Listed records
══════════════════════════════
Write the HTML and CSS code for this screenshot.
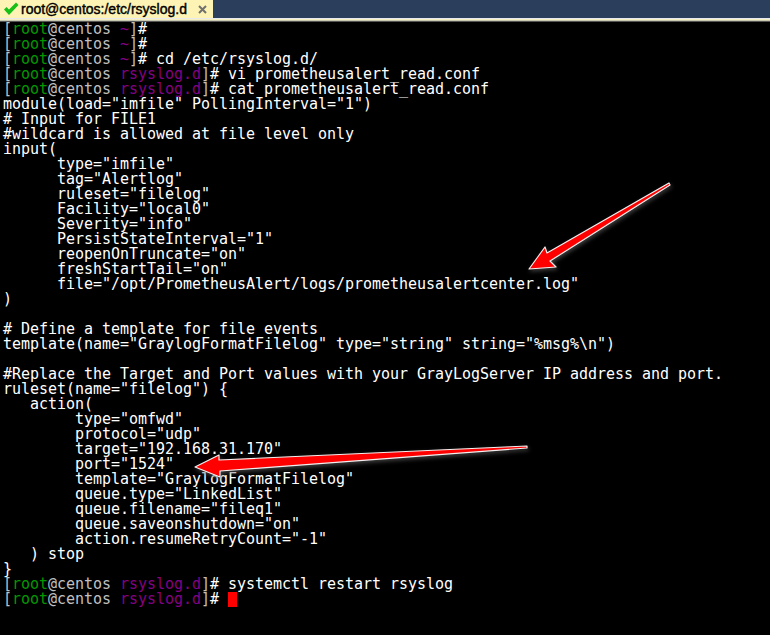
FILE: index.html
```html
<!DOCTYPE html>
<html lang="en">
<head>
<meta charset="utf-8">
<title>root@centos:/etc/rsyslog.d</title>
<link rel="stylesheet" href="styles.css">
</head>
<body>
<div class="window">
<div class="tabbar">
<div class="tab">
<svg class="check" width="18" height="16" viewBox="0 0 18 16"><path d="M2 8.5l2.5-2.5L7 8.5 14 1.5l2.5 2.5L7 14z" fill="#16c016"/></svg>
<span class="tab-title">root@centos:/etc/rsyslog.d</span>
<svg class="tab-close" width="9" height="9" viewBox="0 0 9 9"><path d="M1 1l7 7M8 1L1 8" stroke="#707070" stroke-width="2" fill="none"/></svg>
</div>
</div>
<div class="stripe"></div>
<pre class="terminal"><span class="g">[</span><span class="u">root</span><span class="g">@centos </span><span class="p">~</span><span class="g">]</span># 
<span class="g">[</span><span class="u">root</span><span class="g">@centos </span><span class="p">~</span><span class="g">]</span># 
<span class="g">[</span><span class="u">root</span><span class="g">@centos </span><span class="p">~</span><span class="g">]</span># cd /etc/rsyslog.d/
<span class="g">[</span><span class="u">root</span><span class="g">@centos </span><span class="p">rsyslog.d</span><span class="g">]</span># vi prometheusalert_read.conf
<span class="g">[</span><span class="u">root</span><span class="g">@centos </span><span class="p">rsyslog.d</span><span class="g">]</span># cat prometheusalert_read.conf
module(load="imfile" PollingInterval="1")
# Input for FILE1
#wildcard is allowed at file level only
input(
      type="imfile"
      tag="Alertlog"
      ruleset="filelog"
      Facility="local0"
      Severity="info"
      PersistStateInterval="1"
      reopenOnTruncate="on"
      freshStartTail="on"
      file="/opt/PrometheusAlert/logs/prometheusalertcenter.log"
)

# Define a template for file events
template(name="GraylogFormatFilelog" type="string" string="%msg%\n")

#Replace the Target and Port values with your GrayLogServer IP address and port.
ruleset(name="filelog") {
   action(
        type="omfwd"
        protocol="udp"
        target="192.168.31.170"
        port="1524"
        template="GraylogFormatFilelog"
        queue.type="LinkedList"
        queue.filename="fileq1"
        queue.saveonshutdown="on"
        action.resumeRetryCount="-1"
   ) stop
}
<span class="g">[</span><span class="u">root</span><span class="g">@centos </span><span class="p">rsyslog.d</span><span class="g">]</span># systemctl restart rsyslog
<span class="g">[</span><span class="u">root</span><span class="g">@centos </span><span class="p">rsyslog.d</span><span class="g">]</span># <span class="cursor"> </span></pre>
<svg class="arrows" width="770" height="635" viewBox="0 0 770 635">
<polygon class="arrow" points="670,185 550,261 556,267 529,269 545,247 547,253 669,183"/>
<polygon class="arrow" points="527,448 220,471 220,477 195,467 219,455 219,460 527,446"/>
</svg>
</div>
</body>
</html>
```
FILE: styles.css
```css
html, body {
  margin: 0;
  padding: 0;
  background: #000;
}
.window {
  position: relative;
  width: 770px;
  height: 635px;
  overflow: hidden;
  background: #000;
}
.tabbar {
  display: flex;
  height: 18px;
  background: #2b3f5c;
}
.tab {
  display: flex;
  align-items: center;
  width: 213px;
  height: 18px;
  box-sizing: border-box;
  padding-left: 2px;
  background: #fdf3b4;
  font-family: "Liberation Sans", sans-serif;
  font-size: 14px;
  line-height: 16px;
  color: #000;
  -webkit-text-stroke: 0.4px #000;
}
.check {
  flex: none;
}
.tab-title {
  margin-left: 1px;
  flex: 1;
  white-space: nowrap;
}
.tab-close {
  flex: none;
  margin-right: 6px;
}
.stripe {
  height: 4px;
  background: linear-gradient(#e8e8f0 0 25%, #f5efc0 25% 50%, #c8c8b0 50% 75%, #555 75%);
}
.terminal {
  margin: 0;
  padding: 0 0 0 3px;
  font-family: "DejaVu Sans Mono", monospace;
  font-size: 15px;
  line-height: 15px;
  letter-spacing: -0.03px;
  color: #fff;
  background: #000;
}
.g, .u, .p {
  display: inline-block;
  white-space: pre;
}
.g { color: #c0c0c0; }
.u { color: #009a00; }
.p { color: #850085; }
.cursor {
  display: inline-block;
  width: 9px;
  height: 15px;
  background: #f00;
  vertical-align: top;
}
.arrows {
  position: absolute;
  left: 0;
  top: 0;
  pointer-events: none;
  filter: drop-shadow(1px 2px 2px rgba(90, 90, 90, 0.7));
}
.arrow {
  fill: #f00;
  stroke: #f4eeee;
  stroke-width: 1.2;
  stroke-linejoin: round;
}
```
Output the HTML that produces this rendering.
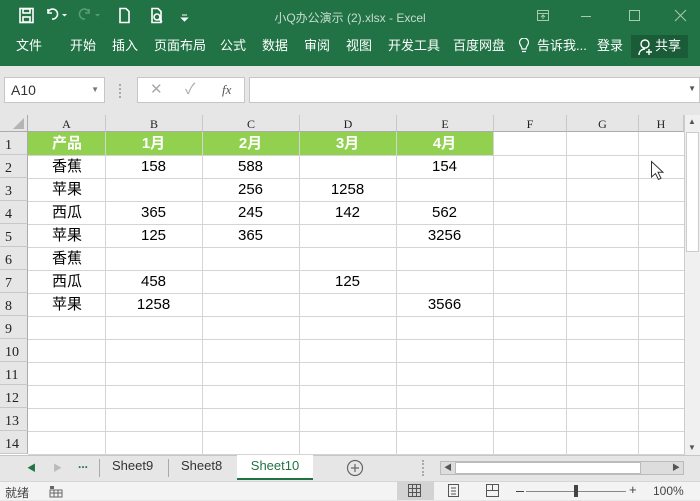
══════════════════════════════
Task brief
Working from the lines above, reproduce the material exactly and exclude its pictures.

Solved exercise
Write the HTML and CSS code for this screenshot.
FILE: index.html
```html
<!DOCTYPE html>
<html lang="en">
<head>
<meta charset="utf-8">
<title>root@centos:/etc/rsyslog.d</title>
<link rel="stylesheet" href="styles.css">
</head>
<body>
<div class="window">
<div class="tabbar">
<div class="tab">
<svg class="check" width="18" height="16" viewBox="0 0 18 16"><path d="M2 8.5l2.5-2.5L7 8.5 14 1.5l2.5 2.5L7 14z" fill="#16c016"/></svg>
<span class="tab-title">root@centos:/etc/rsyslog.d</span>
<svg class="tab-close" width="9" height="9" viewBox="0 0 9 9"><path d="M1 1l7 7M8 1L1 8" stroke="#707070" stroke-width="2" fill="none"/></svg>
</div>
</div>
<div class="stripe"></div>
<pre class="terminal"><span class="g">[</span><span class="u">root</span><span class="g">@centos </span><span class="p">~</span><span class="g">]</span># 
<span class="g">[</span><span class="u">root</span><span class="g">@centos </span><span class="p">~</span><span class="g">]</span># 
<span class="g">[</span><span class="u">root</span><span class="g">@centos </span><span class="p">~</span><span class="g">]</span># cd /etc/rsyslog.d/
<span class="g">[</span><span class="u">root</span><span class="g">@centos </span><span class="p">rsyslog.d</span><span class="g">]</span># vi prometheusalert_read.conf
<span class="g">[</span><span class="u">root</span><span class="g">@centos </span><span class="p">rsyslog.d</span><span class="g">]</span># cat prometheusalert_read.conf
module(load="imfile" PollingInterval="1")
# Input for FILE1
#wildcard is allowed at file level only
input(
      type="imfile"
      tag="Alertlog"
      ruleset="filelog"
      Facility="local0"
      Severity="info"
      PersistStateInterval="1"
      reopenOnTruncate="on"
      freshStartTail="on"
      file="/opt/PrometheusAlert/logs/prometheusalertcenter.log"
)

# Define a template for file events
template(name="GraylogFormatFilelog" type="string" string="%msg%\n")

#Replace the Target and Port values with your GrayLogServer IP address and port.
ruleset(name="filelog") {
   action(
        type="omfwd"
        protocol="udp"
        target="192.168.31.170"
        port="1524"
        template="GraylogFormatFilelog"
        queue.type="LinkedList"
        queue.filename="fileq1"
        queue.saveonshutdown="on"
        action.resumeRetryCount="-1"
   ) stop
}
<span class="g">[</span><span class="u">root</span><span class="g">@centos </span><span class="p">rsyslog.d</span><span class="g">]</span># systemctl restart rsyslog
<span class="g">[</span><span class="u">root</span><span class="g">@centos </span><span class="p">rsyslog.d</span><span class="g">]</span># <span class="cursor"> </span></pre>
<svg class="arrows" width="770" height="635" viewBox="0 0 770 635">
<polygon class="arrow" points="670,185 550,261 556,267 529,269 545,247 547,253 669,183"/>
<polygon class="arrow" points="527,448 220,471 220,477 195,467 219,455 219,460 527,446"/>
</svg>
</div>
</body>
</html>
```
FILE: styles.css
```css
html, body {
  margin: 0;
  padding: 0;
  background: #000;
}
.window {
  position: relative;
  width: 770px;
  height: 635px;
  overflow: hidden;
  background: #000;
}
.tabbar {
  display: flex;
  height: 18px;
  background: #2b3f5c;
}
.tab {
  display: flex;
  align-items: center;
  width: 213px;
  height: 18px;
  box-sizing: border-box;
  padding-left: 2px;
  background: #fdf3b4;
  font-family: "Liberation Sans", sans-serif;
  font-size: 14px;
  line-height: 16px;
  color: #000;
  -webkit-text-stroke: 0.4px #000;
}
.check {
  flex: none;
}
.tab-title {
  margin-left: 1px;
  flex: 1;
  white-space: nowrap;
}
.tab-close {
  flex: none;
  margin-right: 6px;
}
.stripe {
  height: 4px;
  background: linear-gradient(#e8e8f0 0 25%, #f5efc0 25% 50%, #c8c8b0 50% 75%, #555 75%);
}
.terminal {
  margin: 0;
  padding: 0 0 0 3px;
  font-family: "DejaVu Sans Mono", monospace;
  font-size: 15px;
  line-height: 15px;
  letter-spacing: -0.03px;
  color: #fff;
  background: #000;
}
.g, .u, .p {
  display: inline-block;
  white-space: pre;
}
.g { color: #c0c0c0; }
.u { color: #009a00; }
.p { color: #850085; }
.cursor {
  display: inline-block;
  width: 9px;
  height: 15px;
  background: #f00;
  vertical-align: top;
}
.arrows {
  position: absolute;
  left: 0;
  top: 0;
  pointer-events: none;
  filter: drop-shadow(1px 2px 2px rgba(90, 90, 90, 0.7));
}
.arrow {
  fill: #f00;
  stroke: #f4eeee;
  stroke-width: 1.2;
  stroke-linejoin: round;
}
```
Output the HTML that produces this rendering.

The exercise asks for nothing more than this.